**WHAT TO DO**.
Within the data below, state how many lines contain the string "components". Provide the number only.

**DATA EXTRACT**.

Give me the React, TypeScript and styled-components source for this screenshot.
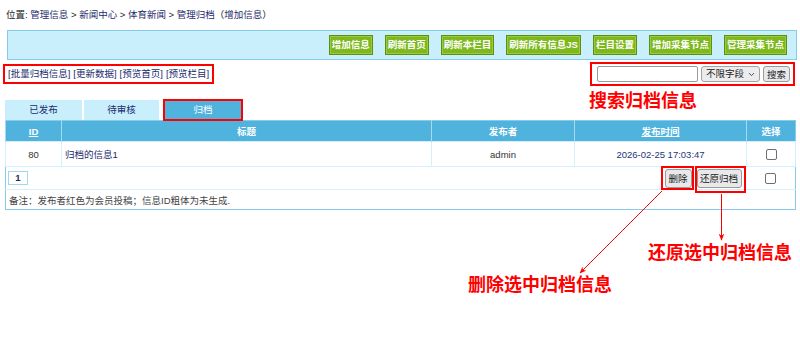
import { FC } from "react"
import styled, { createGlobalStyle } from "styled-components"
import { ChevronDown } from "lucide-react"

const GlobalStyle = createGlobalStyle`
  body {
    margin: 0;
    background: #fff;
    font-family: "Liberation Sans", "Noto Sans CJK SC", sans-serif;
    font-size: 9.5px;
    color: #333;
  }
`

const Page = styled.div`
  position: relative;
  width: 800px;
  height: 343px;
  overflow: hidden;
`

const Breadcrumb = styled.div`
  padding: 9px 0 0 6px;
  line-height: 12px;
  color: #222;
  & a {
    color: #1d2c6b;
    text-decoration: none;
  }
`

const Toolbar = styled.div`
  margin: 9px 3px 0 7px;
  height: 28px;
  border: 1px solid #86cbe9;
  background: #c9effd;
  display: flex;
  justify-content: flex-end;
  align-items: center;
  gap: 12px;
  padding-right: 9px;
`

const ToolButton = styled.button`
  height: 20px;
  padding: 0 2px;
  border: 1px solid #5e8f12;
  box-shadow: inset 0 0 0 1px #98cb3e;
  background: #7db81d;
  color: #fff;
  font: bold 9.5px "Liberation Sans", "Noto Sans CJK SC", sans-serif;
  line-height: 18px;
  white-space: nowrap;
`

const ActionRow = styled.div`
  display: flex;
  justify-content: space-between;
  align-items: center;
  margin-top: 2px;
  padding: 0 5px 0 3px;
  height: 24px;
`

const LinkBox = styled.div`
  border: 2px solid #f00;
  padding: 0 3px;
  line-height: 16px;
  display: flex;
  gap: 3px;
  & a {
    color: #1d2c6b;
    text-decoration: none;
  }
`

const SearchBox = styled.div`
  border: 2px solid #f00;
  height: 20px;
  padding: 0 3px 0 5px;
  display: flex;
  align-items: center;
  gap: 3px;
`

const SearchInput = styled.input`
  box-sizing: border-box;
  width: 101px;
  height: 16px;
  border: 1px solid #9a9a9a;
  border-radius: 2px;
  padding: 0;
`

const FieldSelect = styled.div`
  box-sizing: border-box;
  width: 59px;
  height: 16px;
  padding: 0 3px 0 4px;
  border: 1px solid #a3a3a3;
  border-radius: 3px;
  background: #ececef;
  color: #222;
  display: flex;
  align-items: center;
  justify-content: space-between;
  line-height: 14px;
`

const GrayButton = styled.button<{ $w: number; $h: number }>`
  box-sizing: border-box;
  width: ${(p) => p.$w}px;
  height: ${(p) => p.$h}px;
  padding: 0;
  border: 1px solid #9a9a9a;
  border-radius: 3px;
  background: #e9e9ec;
  color: #222;
  font: 9.5px "Liberation Sans", "Noto Sans CJK SC", sans-serif;
`

// red annotation frame; negative margins keep it from growing the row
const RedFrame = styled.span<{ $pad: string; $margin: string }>`
  display: inline-flex;
  border: 2px solid #f00;
  padding: ${(p) => p.$pad};
  margin: ${(p) => p.$margin};
`

const Tabs = styled.div`
  margin-top: 14px;
  display: flex;
  gap: 2px;
  padding-left: 5px;
`

const Tab = styled.div<{ $w: number; $active?: boolean }>`
  width: ${(p) => p.$w}px;
  height: 20px;
  line-height: 20px;
  text-align: center;
  background: ${(p) => (p.$active ? "#4fb3de" : "#c9effd")};
  color: ${(p) => (p.$active ? "#fff" : "#1d2c6b")};
  outline: ${(p) => (p.$active ? "2px solid #f00" : "none")};
  outline-offset: -1px;
  margin-left: ${(p) => (p.$active ? 3 : 0)}px;
`

const Table = styled.table`
  margin: 0 5px;
  width: 790px;
  border-collapse: collapse;
  table-layout: fixed;
  border: 1px solid #86cbe9;
`

const Th = styled.th<{ $link?: boolean }>`
  height: 20px;
  padding: 0;
  background: #4fb3de;
  color: #fff;
  font-weight: bold;
  border-left: 1px solid #a4dbf1;
  text-decoration: ${(p) => (p.$link ? "underline" : "none")};
`

const Td = styled.td<{ $align?: string; $color?: string }>`
  height: 24px;
  padding: 0 3px;
  border: 1px solid #d4f0fb;
  text-align: ${(p) => p.$align || "center"};
  color: ${(p) => p.$color || "#333"};
`

const FooterTd = styled.td`
  height: 22px;
  padding: 0 2px 0 2px;
  border-top: 1px solid #86cbe9;
  border-bottom: 1px solid #d4f0fb;
  text-align: center;
`

const FooterBar = styled.div`
  display: flex;
  align-items: center;
  justify-content: space-between;
`

const PageNum = styled.span`
  box-sizing: border-box;
  width: 20px;
  height: 14px;
  border: 1px solid #a6d6ee;
  color: #1d2c6b;
  font-weight: bold;
  line-height: 12px;
  text-align: center;
`

const ButtonGroup = styled.div`
  display: flex;
  align-items: flex-start;
  gap: 1px;
  height: 19px;
`

const NoteTd = styled.td`
  height: 19px;
  padding: 0 3px;
  color: #444;
`

const Check = styled.span`
  display: inline-block;
  vertical-align: middle;
  box-sizing: border-box;
  width: 11px;
  height: 11px;
  border: 1px solid #6e6e78;
  border-radius: 2px;
  background: #fff;
`

const Label = styled.div<{ $x: number; $y: number }>`
  position: absolute;
  left: ${(p) => p.$x}px;
  top: ${(p) => p.$y}px;
  color: #f00;
  font: bold 18px "Noto Sans CJK SC", sans-serif;
  line-height: 20px;
  white-space: nowrap;
`

const Arrows = styled.svg`
  position: absolute;
  left: 0;
  top: 0;
  pointer-events: none;
`

const links = ["批量归档信息", "更新数据", "预览首页", "预览栏目"]
const tools = ["增加信息", "刷新首页", "刷新本栏目", "刷新所有信息JS", "栏目设置", "增加采集节点", "管理采集节点"]

const App: FC = () => {
  return (
    <Page>
      <GlobalStyle />
      <Breadcrumb>
        位置: <a>管理信息</a> &gt; <a>新闻中心</a> &gt; <a>体育新闻</a> &gt; <a>管理归档</a>（<a>增加信息</a>）
      </Breadcrumb>
      <Toolbar>
        {tools.map((t) => (
          <ToolButton key={t}>{t}</ToolButton>
        ))}
      </Toolbar>
      <ActionRow>
        <LinkBox>
          {links.map((l) => (
            <a key={l}>[{l}]</a>
          ))}
        </LinkBox>
        <SearchBox>
          <SearchInput />
          <FieldSelect>
            不限字段 <ChevronDown size={9} strokeWidth={2.5} color="#444" />
          </FieldSelect>
          <GrayButton $w={27} $h={16}>
            搜索
          </GrayButton>
        </SearchBox>
      </ActionRow>
      <Tabs>
        <Tab $w={77}>已发布</Tab>
        <Tab $w={75}>待审核</Tab>
        <Tab $w={78} $active>
          归档
        </Tab>
      </Tabs>
      <Table>
        <colgroup>
          <col style={{ width: 56 }} />
          <col style={{ width: 370 }} />
          <col style={{ width: 143 }} />
          <col style={{ width: 172 }} />
          <col style={{ width: 49 }} />
        </colgroup>
        <thead>
          <tr>
            <Th $link>ID</Th>
            <Th>标题</Th>
            <Th>发布者</Th>
            <Th $link>发布时间</Th>
            <Th>选择</Th>
          </tr>
        </thead>
        <tbody>
          <tr>
            <Td>80</Td>
            <Td $align="left" $color="#1d2c6b">
              归档的信息1
            </Td>
            <Td>admin</Td>
            <Td $color="#25357a">2026-02-25 17:03:47</Td>
            <Td>
              <Check />
            </Td>
          </tr>
          <tr>
            <FooterTd colSpan={4}>
              <FooterBar>
                <PageNum>1</PageNum>
                <ButtonGroup>
                  <RedFrame $pad="1px 0 0 2px" $margin="-3px 0 0 0">
                    <GrayButton $w={27} $h={19}>
                      删除
                    </GrayButton>
                  </RedFrame>
                  <RedFrame $pad="1px 2px 3px 0" $margin="-3px -1px 0 0">
                    <GrayButton $w={45} $h={19}>
                      还原归档
                    </GrayButton>
                  </RedFrame>
                </ButtonGroup>
              </FooterBar>
            </FooterTd>
            <FooterTd>
              <Check />
            </FooterTd>
          </tr>
          <tr>
            <NoteTd colSpan={5}>备注：发布者红色为会员投稿；信息ID粗体为未生成.</NoteTd>
          </tr>
        </tbody>
      </Table>

      <Label $x={589} $y={89}>
        搜索归档信息
      </Label>
      <Label $x={648} $y={241}>
        还原选中归档信息
      </Label>
      <Label $x={468} $y={273}>
        删除选中归档信息
      </Label>
      <Arrows width={800} height={343}>
        <defs>
          <marker id="head" viewBox="0 0 10 10" refX="9" refY="5" markerWidth="7" markerHeight="7" orient="auto">
            <path d="M0 1 L10 5 L0 9 L3 5 Z" fill="#f00" />
          </marker>
        </defs>
        <line x1={721.5} y1={194} x2={721.5} y2={240} stroke="#f00" strokeWidth={1} markerEnd="url(#head)" />
        <line x1={662} y1={191} x2={580} y2={273} stroke="#f00" strokeWidth={1} markerEnd="url(#head)" />
      </Arrows>
    </Page>
  )
}

export default App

**EXERCISE SOLUTION**.
2